**What you have to do**
Read through the data and report every line in which the word "components" occurs.

**Data extract**

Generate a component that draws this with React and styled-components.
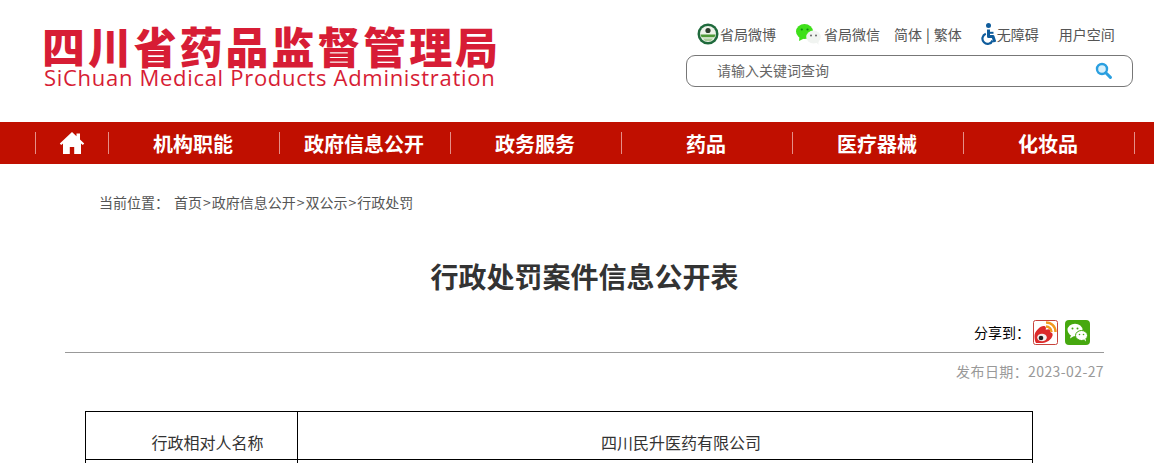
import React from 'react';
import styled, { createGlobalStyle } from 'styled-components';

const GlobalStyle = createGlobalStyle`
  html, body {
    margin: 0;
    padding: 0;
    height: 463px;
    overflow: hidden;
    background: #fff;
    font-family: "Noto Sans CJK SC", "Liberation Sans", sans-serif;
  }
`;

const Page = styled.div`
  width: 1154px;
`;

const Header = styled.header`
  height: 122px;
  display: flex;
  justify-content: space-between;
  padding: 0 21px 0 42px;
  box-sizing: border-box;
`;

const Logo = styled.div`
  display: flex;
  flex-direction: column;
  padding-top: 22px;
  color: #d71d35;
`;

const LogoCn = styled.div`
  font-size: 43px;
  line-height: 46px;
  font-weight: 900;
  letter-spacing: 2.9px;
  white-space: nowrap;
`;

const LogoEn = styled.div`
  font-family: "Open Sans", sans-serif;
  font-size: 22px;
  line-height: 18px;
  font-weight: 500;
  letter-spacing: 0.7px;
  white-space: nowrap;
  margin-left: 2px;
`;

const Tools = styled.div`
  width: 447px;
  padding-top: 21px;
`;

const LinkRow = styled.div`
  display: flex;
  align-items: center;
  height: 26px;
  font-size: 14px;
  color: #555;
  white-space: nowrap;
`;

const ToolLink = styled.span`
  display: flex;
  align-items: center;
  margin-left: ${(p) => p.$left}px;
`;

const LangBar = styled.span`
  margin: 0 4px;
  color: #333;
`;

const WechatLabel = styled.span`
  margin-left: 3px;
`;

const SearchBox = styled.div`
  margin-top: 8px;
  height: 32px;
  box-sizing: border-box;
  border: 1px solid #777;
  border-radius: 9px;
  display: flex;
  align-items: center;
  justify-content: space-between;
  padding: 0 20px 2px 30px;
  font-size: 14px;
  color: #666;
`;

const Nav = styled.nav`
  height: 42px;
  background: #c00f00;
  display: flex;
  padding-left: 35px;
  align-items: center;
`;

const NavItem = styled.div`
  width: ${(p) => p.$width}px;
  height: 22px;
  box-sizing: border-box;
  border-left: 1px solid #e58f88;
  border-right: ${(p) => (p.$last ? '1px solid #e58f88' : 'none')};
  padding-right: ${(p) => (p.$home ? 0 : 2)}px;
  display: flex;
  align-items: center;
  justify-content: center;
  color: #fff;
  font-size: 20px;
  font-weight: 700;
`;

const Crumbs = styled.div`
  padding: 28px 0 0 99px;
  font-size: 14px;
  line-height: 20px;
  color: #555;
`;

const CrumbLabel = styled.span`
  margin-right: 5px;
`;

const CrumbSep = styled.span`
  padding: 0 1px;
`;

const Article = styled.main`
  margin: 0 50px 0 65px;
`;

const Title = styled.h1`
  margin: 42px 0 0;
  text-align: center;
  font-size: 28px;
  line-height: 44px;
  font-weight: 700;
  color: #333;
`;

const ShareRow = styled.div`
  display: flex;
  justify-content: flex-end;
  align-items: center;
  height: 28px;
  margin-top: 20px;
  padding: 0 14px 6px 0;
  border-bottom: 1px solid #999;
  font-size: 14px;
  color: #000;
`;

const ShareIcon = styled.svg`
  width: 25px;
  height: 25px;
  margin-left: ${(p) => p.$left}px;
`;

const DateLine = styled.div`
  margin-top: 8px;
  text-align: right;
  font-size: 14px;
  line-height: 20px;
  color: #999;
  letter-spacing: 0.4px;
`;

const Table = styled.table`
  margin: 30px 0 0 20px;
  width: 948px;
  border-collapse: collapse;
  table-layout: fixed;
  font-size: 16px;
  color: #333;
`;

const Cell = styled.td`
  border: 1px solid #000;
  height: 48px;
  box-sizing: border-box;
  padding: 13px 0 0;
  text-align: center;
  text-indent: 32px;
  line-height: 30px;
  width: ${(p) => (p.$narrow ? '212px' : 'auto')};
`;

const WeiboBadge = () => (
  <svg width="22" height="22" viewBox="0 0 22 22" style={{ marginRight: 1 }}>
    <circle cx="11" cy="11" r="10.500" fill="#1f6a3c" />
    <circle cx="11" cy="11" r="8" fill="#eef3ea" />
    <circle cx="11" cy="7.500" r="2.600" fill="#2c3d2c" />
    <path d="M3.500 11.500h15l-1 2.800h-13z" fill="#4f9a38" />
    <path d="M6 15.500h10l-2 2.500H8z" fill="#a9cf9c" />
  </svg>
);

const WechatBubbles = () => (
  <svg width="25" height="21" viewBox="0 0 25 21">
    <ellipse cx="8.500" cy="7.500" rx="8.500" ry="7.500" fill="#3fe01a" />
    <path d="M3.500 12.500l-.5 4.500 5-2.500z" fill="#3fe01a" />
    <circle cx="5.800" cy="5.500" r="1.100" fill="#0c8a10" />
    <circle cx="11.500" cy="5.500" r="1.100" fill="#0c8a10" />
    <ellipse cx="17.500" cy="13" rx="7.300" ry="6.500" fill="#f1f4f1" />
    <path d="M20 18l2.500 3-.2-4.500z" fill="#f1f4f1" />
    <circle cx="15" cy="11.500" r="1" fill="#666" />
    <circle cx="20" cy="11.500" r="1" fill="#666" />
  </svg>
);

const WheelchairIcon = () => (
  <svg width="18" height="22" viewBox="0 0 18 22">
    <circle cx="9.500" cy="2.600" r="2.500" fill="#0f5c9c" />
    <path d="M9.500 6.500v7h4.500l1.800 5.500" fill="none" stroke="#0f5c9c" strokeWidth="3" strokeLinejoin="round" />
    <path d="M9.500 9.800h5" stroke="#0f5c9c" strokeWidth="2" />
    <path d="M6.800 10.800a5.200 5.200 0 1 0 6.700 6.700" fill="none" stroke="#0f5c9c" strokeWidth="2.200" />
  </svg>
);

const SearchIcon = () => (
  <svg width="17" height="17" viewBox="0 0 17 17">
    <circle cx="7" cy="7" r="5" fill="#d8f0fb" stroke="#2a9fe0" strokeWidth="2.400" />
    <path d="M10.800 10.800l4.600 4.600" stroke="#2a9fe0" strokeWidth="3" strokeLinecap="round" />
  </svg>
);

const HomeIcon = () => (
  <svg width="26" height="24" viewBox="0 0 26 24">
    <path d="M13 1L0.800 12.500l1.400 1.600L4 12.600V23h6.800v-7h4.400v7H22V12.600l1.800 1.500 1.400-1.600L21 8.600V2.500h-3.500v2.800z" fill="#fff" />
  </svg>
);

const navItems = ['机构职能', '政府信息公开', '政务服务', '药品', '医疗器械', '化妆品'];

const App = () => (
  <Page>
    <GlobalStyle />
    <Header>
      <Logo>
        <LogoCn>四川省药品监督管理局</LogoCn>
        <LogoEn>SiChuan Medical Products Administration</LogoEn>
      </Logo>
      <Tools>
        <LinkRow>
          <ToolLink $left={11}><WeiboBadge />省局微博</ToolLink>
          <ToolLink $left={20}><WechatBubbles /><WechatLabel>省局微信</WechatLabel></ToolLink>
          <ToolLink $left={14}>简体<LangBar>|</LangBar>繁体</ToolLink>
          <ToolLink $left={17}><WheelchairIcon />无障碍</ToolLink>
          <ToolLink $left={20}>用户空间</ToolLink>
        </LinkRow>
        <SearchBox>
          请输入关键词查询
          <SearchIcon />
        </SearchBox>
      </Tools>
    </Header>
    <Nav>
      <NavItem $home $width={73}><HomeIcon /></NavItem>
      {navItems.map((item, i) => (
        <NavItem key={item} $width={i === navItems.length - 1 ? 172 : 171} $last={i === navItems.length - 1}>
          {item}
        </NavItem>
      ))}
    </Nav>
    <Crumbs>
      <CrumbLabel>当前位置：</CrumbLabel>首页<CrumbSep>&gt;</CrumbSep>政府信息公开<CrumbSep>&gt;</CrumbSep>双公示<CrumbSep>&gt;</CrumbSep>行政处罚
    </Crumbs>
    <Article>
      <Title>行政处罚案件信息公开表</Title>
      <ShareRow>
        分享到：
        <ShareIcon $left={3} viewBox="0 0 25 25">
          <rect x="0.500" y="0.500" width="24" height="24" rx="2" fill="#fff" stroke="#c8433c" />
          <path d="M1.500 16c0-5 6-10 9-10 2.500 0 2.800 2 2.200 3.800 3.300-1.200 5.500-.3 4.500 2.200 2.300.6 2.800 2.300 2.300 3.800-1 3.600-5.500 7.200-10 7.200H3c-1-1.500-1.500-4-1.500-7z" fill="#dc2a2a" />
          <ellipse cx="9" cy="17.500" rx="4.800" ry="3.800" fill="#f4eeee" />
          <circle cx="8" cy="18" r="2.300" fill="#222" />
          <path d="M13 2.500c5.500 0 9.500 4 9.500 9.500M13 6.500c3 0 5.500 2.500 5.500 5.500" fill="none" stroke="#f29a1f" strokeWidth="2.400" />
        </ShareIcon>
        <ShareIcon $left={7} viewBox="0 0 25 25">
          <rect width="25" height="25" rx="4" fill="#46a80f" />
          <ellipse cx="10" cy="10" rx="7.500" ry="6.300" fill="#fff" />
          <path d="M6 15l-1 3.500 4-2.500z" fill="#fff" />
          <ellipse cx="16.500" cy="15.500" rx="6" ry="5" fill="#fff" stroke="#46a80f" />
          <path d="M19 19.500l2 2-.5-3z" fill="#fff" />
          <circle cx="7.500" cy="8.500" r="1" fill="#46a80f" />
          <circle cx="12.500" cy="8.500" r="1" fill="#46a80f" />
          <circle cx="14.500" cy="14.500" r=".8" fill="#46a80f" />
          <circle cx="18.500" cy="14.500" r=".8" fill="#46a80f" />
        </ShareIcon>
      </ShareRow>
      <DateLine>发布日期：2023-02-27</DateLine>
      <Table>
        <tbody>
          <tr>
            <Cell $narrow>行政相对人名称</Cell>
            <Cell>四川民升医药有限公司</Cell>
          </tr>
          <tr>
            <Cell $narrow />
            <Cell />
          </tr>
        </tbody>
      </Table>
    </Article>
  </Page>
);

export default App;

**Reply to the task**
Generate a component that draws this with React and styled-components.
import styled, { createGlobalStyle } from 'styled-components';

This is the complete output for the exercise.